# Task description:
Return each line containing "components".

# Given material:
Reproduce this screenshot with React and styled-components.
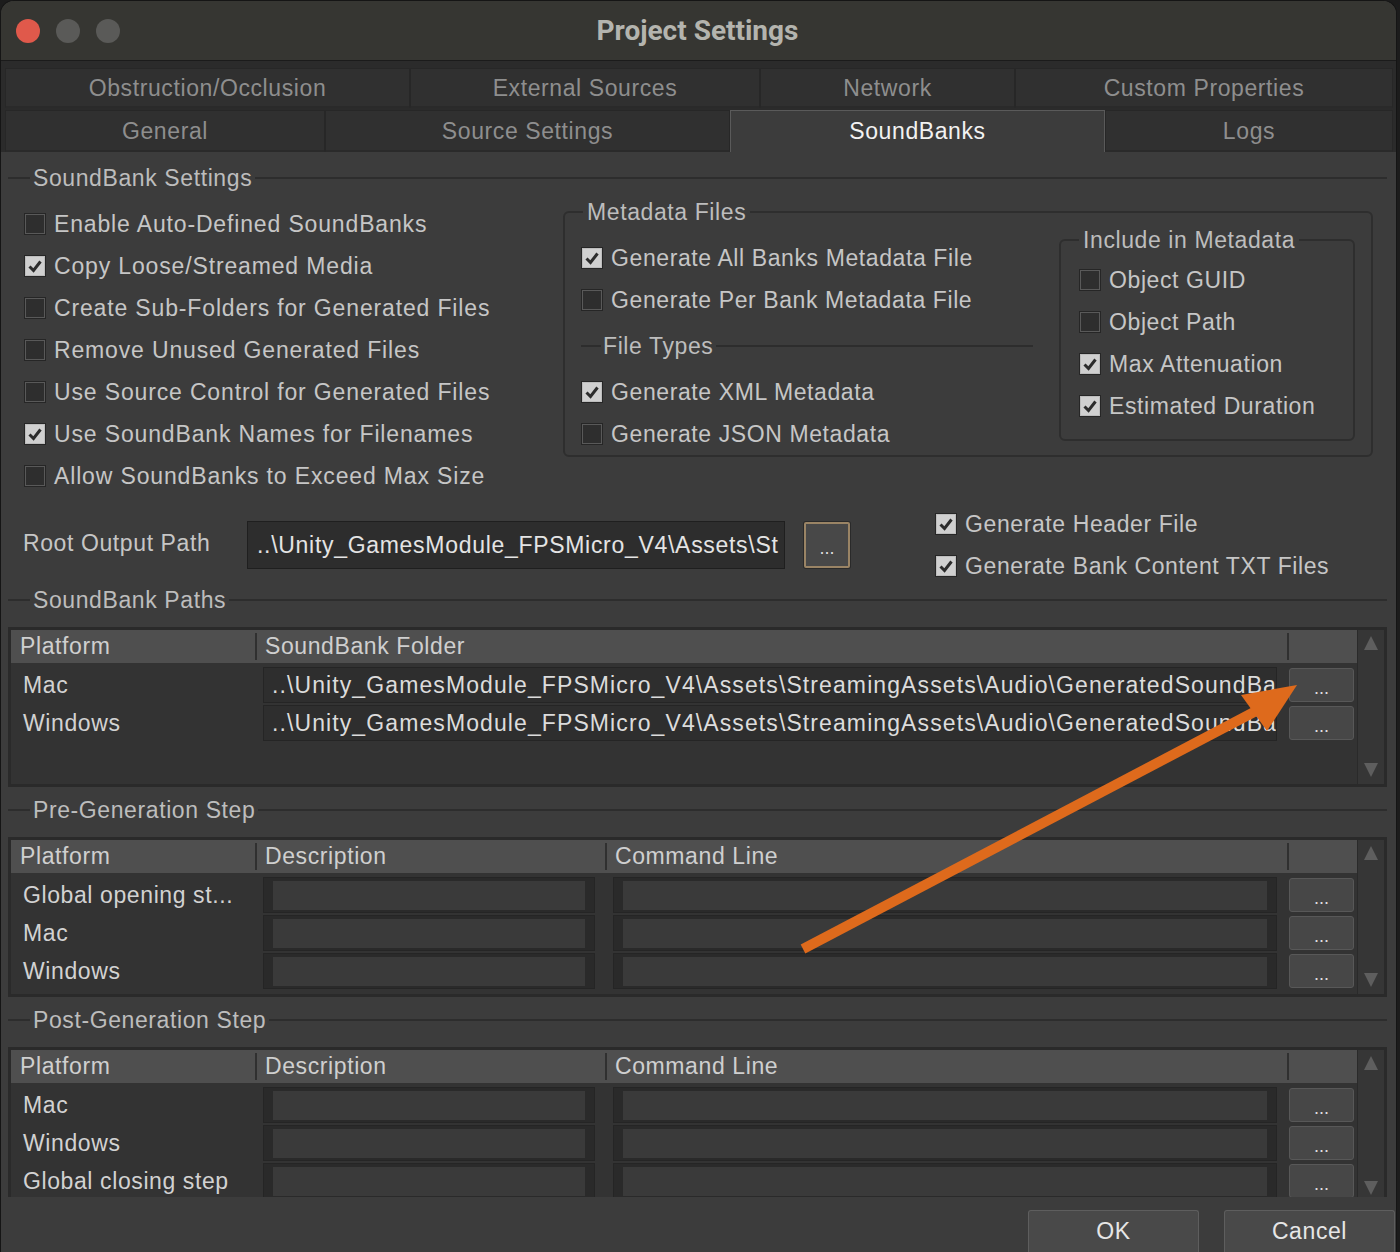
import React from 'react'
import styled, { createGlobalStyle } from 'styled-components'

const GlobalStyle = createGlobalStyle`
  html, body { margin: 0; padding: 0; background: #1c1c1c; }
  * { box-sizing: border-box; }
`

const Window = styled.div`
  position: relative;
  width: 1397px;
  height: 1252px;
  overflow: hidden;
  background: #3c3c3c;
  border: 1px solid #151515;
  border-bottom: none;
  border-radius: 14px 14px 0 0;
  font-family: 'Liberation Sans', Arial, sans-serif;
  font-size: 23px;
  letter-spacing: 0.6px;
  color: #c6c6c6;
`

const TitleBar = styled.div`
  height: 60px;
  display: grid;
  grid-template-columns: 1fr auto 1fr;
  align-items: center;
  background: #363632;
  border-bottom: 1px solid #1b1b1b;
`

const Lights = styled.div`
  display: flex;
  gap: 16px;
  padding-left: 15px;
`

const Light = styled.span`
  width: 24px;
  height: 24px;
  border-radius: 50%;
  background: ${p => p.color};
`

const Title = styled.div`
  font-family: Roboto, 'Liberation Sans', sans-serif;
  font-weight: 700;
  font-size: 28px;
  letter-spacing: 0;
  color: #b4b4ae;
  padding-right: 2px;
`

const TabStrip = styled.div`
  background: #2b2b2b;
  padding: 7px 3px 0 4px;
  display: flex;
  flex-direction: column;
  gap: 2px;
`

const TabRow = styled.div`
  display: grid;
  grid-template-columns: ${p => p.cols};
  height: ${p => p.h}px;
`

const Tab = styled.div`
  display: flex;
  align-items: center;
  justify-content: center;
  background: ${p => (p.active ? '#3c3c3c' : '#303030')};
  color: ${p => (p.active ? '#f2f2f2' : '#8e8e8e')};
  border: 1px solid ${p => (p.active ? '#5a5a5a' : '#272727')};
  border-bottom: ${p => (p.active ? 'none' : '2px solid #2a2a2a')};
  padding-top: ${p => (p.active ? '0' : '2px')};
`

const Body = styled.div`
  padding: 0 9px 0 7px;
`

const SectionHeader = styled.div`
  display: flex;
  align-items: center;
  height: 26px;
  margin-top: ${p => p.mt || 0}px;
  color: #bdbdbd;
  &::before {
    content: '';
    width: 22px;
    height: 2px;
    margin-right: 3px;
    background: #2d2d2d;
  }
  &::after {
    content: '';
    flex: 1;
    height: 2px;
    margin-left: 3px;
    background: #2d2d2d;
  }
`

const SubHeader = styled(SectionHeader)`
  height: 42px;
  margin: 4px 0;
  &::before { width: 20px; margin-right: 2px; }
`

const SettingsGrid = styled.div`
  display: grid;
  grid-template-columns: 555px 810px;
  align-items: start;
`

const CheckList = styled.div`
  display: flex;
  flex-direction: column;
  padding-top: ${p => p.pt || 0}px;
  padding-left: ${p => p.pl || 0}px;
  letter-spacing: ${p => p.ls || 0.6}px;
`

const CheckRow = styled.label`
  display: flex;
  align-items: center;
  gap: 8px;
  height: 42px;
  white-space: nowrap;
`

const Box = styled.span`
  width: 22px;
  height: 22px;
  flex: none;
  display: flex;
  align-items: center;
  justify-content: center;
  border: 1px solid #262626;
  background: ${p => (p.checked ? '#d0d0d0' : '#2e2e2e')};
  box-shadow: inset 0 0 0 1px ${p => (p.checked ? '#bdbdbd' : '#595959')};
`

const GroupBox = styled.fieldset`
  margin: ${p => p.mt || 0}px 0 0 ${p => p.ml || 0}px;
  padding: 0 ${p => p.px}px 0 ${p => p.px}px;
  width: ${p => p.w}px;
  height: ${p => p.h}px;
  border: 2px solid #2e2e2e;
  border-radius: 6px;
  min-width: 0;
`

const Legend = styled.legend`
  padding: 0 4px;
  margin-left: ${p => p.ml || 0}px;
  line-height: 26px;
  color: #bdbdbd;
`

const MetaInner = styled.div`
  display: flex;
  align-items: flex-start;
`

const MetaLeft = styled.div`
  width: 452px;
  padding-top: 12px;
  display: flex;
  flex-direction: column;
`

const RootRow = styled.div`
  display: flex;
  align-items: center;
  height: 84px;
  margin-top: 6px;
`

const RootLabel = styled.div`
  width: 239px;
  padding-left: 15px;
  padding-bottom: 4px;
`

const PathInput = styled.div`
  width: 538px;
  height: 48px;
  line-height: 46px;
  padding-left: 9px;
  background: #2d2d2d;
  border: 1px solid #1f1f1f;
  color: #e4e4e4;
  white-space: nowrap;
  overflow: hidden;
  letter-spacing: 0.7px;
`

const BrowseButton = styled.button`
  margin-left: 19px;
  width: 46px;
  height: 46px;
  padding: 6px 0 0;
  background: #484848;
  border: 2px solid #9a8465;
  border-radius: 2px;
  box-shadow: 0 0 0 1px #2a2a2a;
  color: #dedede;
  font-family: 'Liberation Sans', Arial, sans-serif;
  font-size: 18px;
`

const SideChecks = styled(CheckList)`
  margin-left: 85px;
`

const Table = styled.div`
  margin-top: 14px;
  height: ${p => p.h}px;
  display: flex;
  overflow: hidden;
  background: #333333;
  border: 3px solid #2a2a2a;
  border-bottom: ${p => (p.clipped ? 'none' : '3px solid #2a2a2a')};
`

const TableMain = styled.div`
  flex: 1;
  display: flex;
  flex-direction: column;
`

const HeaderRow = styled.div`
  display: grid;
  grid-template-columns: ${p => p.cols};
  height: 33px;
  flex: none;
  background: #4f4f4f;
  color: #cfcfcf;
`

const HeaderCell = styled.div`
  margin: 3px 0;
  line-height: 27px;
  padding-left: ${p => (p.first ? 9 : 8)}px;
  border-left: ${p => (p.first ? 'none' : '2px solid #303030')};
  white-space: nowrap;
`

const Rows = styled.div`
  padding-top: 3px;
`

const DataRow = styled.div`
  display: grid;
  grid-template-columns: ${p => p.cols};
  height: 38px;
  align-items: center;
`

const PlatformCell = styled.div`
  padding-left: 12px;
  color: #d2d2d2;
  white-space: nowrap;
`

const FieldCell = styled.div`
  padding: 0 10px 0 8px;
`

const PathField = styled.div`
  height: 36px;
  line-height: 34px;
  padding-left: 8px;
  background: #2e2e2e;
  border: 1px solid #252525;
  color: #dcdcdc;
  white-space: nowrap;
  overflow: hidden;
  letter-spacing: 1.1px;
`

const StepField = styled.div`
  height: 36px;
  padding: 3px 9px 2px;
  background: #2a2a2a;
  border: 1px solid #252525;
  &::after {
    content: '';
    display: block;
    height: 100%;
    background: #3a3a3a;
  }
`

const ButtonCell = styled.div`
  padding: 0 3px 0 2px;
`

const DotsButton = styled.button`
  width: 100%;
  height: 34px;
  padding: 6px 0 0;
  background: #474747;
  border: 1px solid #585858;
  border-radius: 3px;
  color: #e0e0e0;
  font-family: 'Liberation Sans', Arial, sans-serif;
  font-size: 18px;
`

const ScrollBar = styled.div`
  width: 27px;
  flex: none;
  display: flex;
  flex-direction: column;
  justify-content: space-between;
  align-items: center;
  padding: 6px 0 ${p => (p.clipped ? 2 : 7)}px;
  background: #363636;
  border-left: 1px solid #2a2a2a;
`

const Arrow = styled.span`
  width: 0;
  height: 0;
  border-left: 7px solid transparent;
  border-right: 7px solid transparent;
  ${p => (p.down ? 'border-top' : 'border-bottom')}: 14px solid #5e5e5e;
`

const Footer = styled.div`
  display: flex;
  justify-content: flex-end;
  gap: 25px;
  margin-top: 13px;
  margin-right: -8px;
`

const FooterButton = styled.button`
  width: 171px;
  height: 50px;
  padding: 0 0 8px;
  background: #494949;
  border: 1px solid #5e5e5e;
  border-bottom: none;
  border-radius: 3px 3px 0 0;
  color: #e6e6e6;
  font-family: 'Liberation Sans', Arial, sans-serif;
  font-size: 23px;
  letter-spacing: 0.6px;
`

const Overlay = styled.svg`
  position: absolute;
  left: -1px;
  top: -1px;
  pointer-events: none;
`

const Check = () => (
  <svg width="16" height="16" viewBox="0 0 16 16">
    <path d="M2.5 8.5 L6.5 12.5 L13.5 3.5" fill="none" stroke="#2c2c2c" strokeWidth="3" />
  </svg>
)

const CheckItem = ({ checked, children }) => (
  <CheckRow>
    <Box checked={checked}>{checked && <Check />}</Box>
    {children}
  </CheckRow>
)

const PATHS_COLS = '244px 1032px 70px'
const STEP_COLS = '244px 350px 682px 70px'
const FOLDER = '..\\Unity_GamesModule_FPSMicro_V4\\Assets\\StreamingAssets\\Audio\\GeneratedSoundBanks\\'

const StepTable = ({ rows, h, clipped }) => (
  <Table h={h} clipped={clipped}>
    <TableMain>
      <HeaderRow cols={STEP_COLS}>
        <HeaderCell first>Platform</HeaderCell>
        <HeaderCell>Description</HeaderCell>
        <HeaderCell>Command Line</HeaderCell>
        <HeaderCell />
      </HeaderRow>
      <Rows>
        {rows.map(r => (
          <DataRow key={r} cols={STEP_COLS}>
            <PlatformCell>{r}</PlatformCell>
            <FieldCell><StepField /></FieldCell>
            <FieldCell><StepField /></FieldCell>
            <ButtonCell><DotsButton>...</DotsButton></ButtonCell>
          </DataRow>
        ))}
      </Rows>
    </TableMain>
    <ScrollBar clipped={clipped}>
      <Arrow />
      <Arrow down />
    </ScrollBar>
  </Table>
)

export default function App() {
  return (
    <>
      <GlobalStyle />
      <Window>
        <TitleBar>
          <Lights>
            <Light color="#e0594b" />
            <Light color="#5a5a58" />
            <Light color="#5a5a58" />
          </Lights>
          <Title>Project Settings</Title>
          <div />
        </TitleBar>

        <TabStrip>
          <TabRow cols="405px 350px 255px 1fr" h={40}>
            <Tab>Obstruction/Occlusion</Tab>
            <Tab>External Sources</Tab>
            <Tab>Network</Tab>
            <Tab>Custom Properties</Tab>
          </TabRow>
          <TabRow cols="320px 405px 375px 1fr" h={42}>
            <Tab>General</Tab>
            <Tab>Source Settings</Tab>
            <Tab active>SoundBanks</Tab>
            <Tab>Logs</Tab>
          </TabRow>
        </TabStrip>

        <Body>
          <SectionHeader mt={13}>SoundBank Settings</SectionHeader>
          <SettingsGrid>
            <CheckList pt={12} pl={16} ls={0.85}>
              <CheckItem>Enable Auto-Defined SoundBanks</CheckItem>
              <CheckItem checked>Copy Loose/Streamed Media</CheckItem>
              <CheckItem>Create Sub-Folders for Generated Files</CheckItem>
              <CheckItem>Remove Unused Generated Files</CheckItem>
              <CheckItem>Use Source Control for Generated Files</CheckItem>
              <CheckItem checked>Use SoundBank Names for Filenames</CheckItem>
              <CheckItem>Allow SoundBanks to Exceed Max Size</CheckItem>
            </CheckList>

            <GroupBox mt={8} px={16} w={810} h={258}>
              <Legend ml={2}>Metadata Files</Legend>
              <MetaInner>
                <MetaLeft>
                  <CheckItem checked>Generate All Banks Metadata File</CheckItem>
                  <CheckItem>Generate Per Bank Metadata File</CheckItem>
                  <SubHeader>File Types</SubHeader>
                  <CheckItem checked>Generate XML Metadata</CheckItem>
                  <CheckItem>Generate JSON Metadata</CheckItem>
                </MetaLeft>
                <GroupBox mt={2} ml={26} px={18} w={296} h={214}>
                  <Legend>Include in Metadata</Legend>
                  <CheckList pt={6}>
                    <CheckItem>Object GUID</CheckItem>
                    <CheckItem>Object Path</CheckItem>
                    <CheckItem checked>Max Attenuation</CheckItem>
                    <CheckItem checked>Estimated Duration</CheckItem>
                  </CheckList>
                </GroupBox>
              </MetaInner>
            </GroupBox>
          </SettingsGrid>

          <RootRow>
            <RootLabel>Root Output Path</RootLabel>
            <PathInput>..\Unity_GamesModule_FPSMicro_V4\Assets\St</PathInput>
            <BrowseButton>...</BrowseButton>
            <SideChecks>
              <CheckItem checked>Generate Header File</CheckItem>
              <CheckItem checked>Generate Bank Content TXT Files</CheckItem>
            </SideChecks>
          </RootRow>

          <SectionHeader>SoundBank Paths</SectionHeader>
          <Table h={160}>
            <TableMain>
              <HeaderRow cols={PATHS_COLS}>
                <HeaderCell first>Platform</HeaderCell>
                <HeaderCell>SoundBank Folder</HeaderCell>
                <HeaderCell />
              </HeaderRow>
              <Rows>
                {['Mac', 'Windows'].map(p => (
                  <DataRow key={p} cols={PATHS_COLS}>
                    <PlatformCell>{p}</PlatformCell>
                    <FieldCell><PathField>{FOLDER + p}</PathField></FieldCell>
                    <ButtonCell><DotsButton>...</DotsButton></ButtonCell>
                  </DataRow>
                ))}
              </Rows>
            </TableMain>
            <ScrollBar>
              <Arrow />
              <Arrow down />
            </ScrollBar>
          </Table>

          <SectionHeader mt={10}>Pre-Generation Step</SectionHeader>
          <StepTable h={160} rows={['Global opening st...', 'Mac', 'Windows']} />

          <SectionHeader mt={10}>Post-Generation Step</SectionHeader>
          <StepTable h={150} clipped rows={['Mac', 'Windows', 'Global closing step']} />

          <Footer>
            <FooterButton>OK</FooterButton>
            <FooterButton>Cancel</FooterButton>
          </Footer>
        </Body>

        <Overlay width="1400" height="1252" viewBox="0 0 1400 1252">
          <line x1="803" y1="949" x2="1256" y2="711" stroke="#de6a1c" strokeWidth="10" />
          <polygon points="1297,685 1241,695 1267,731" fill="#de6a1c" />
        </Overlay>
      </Window>
    </>
  )
}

# Solution to the problem:
Reproduce this screenshot with React and styled-components.
import styled, { createGlobalStyle } from 'styled-components'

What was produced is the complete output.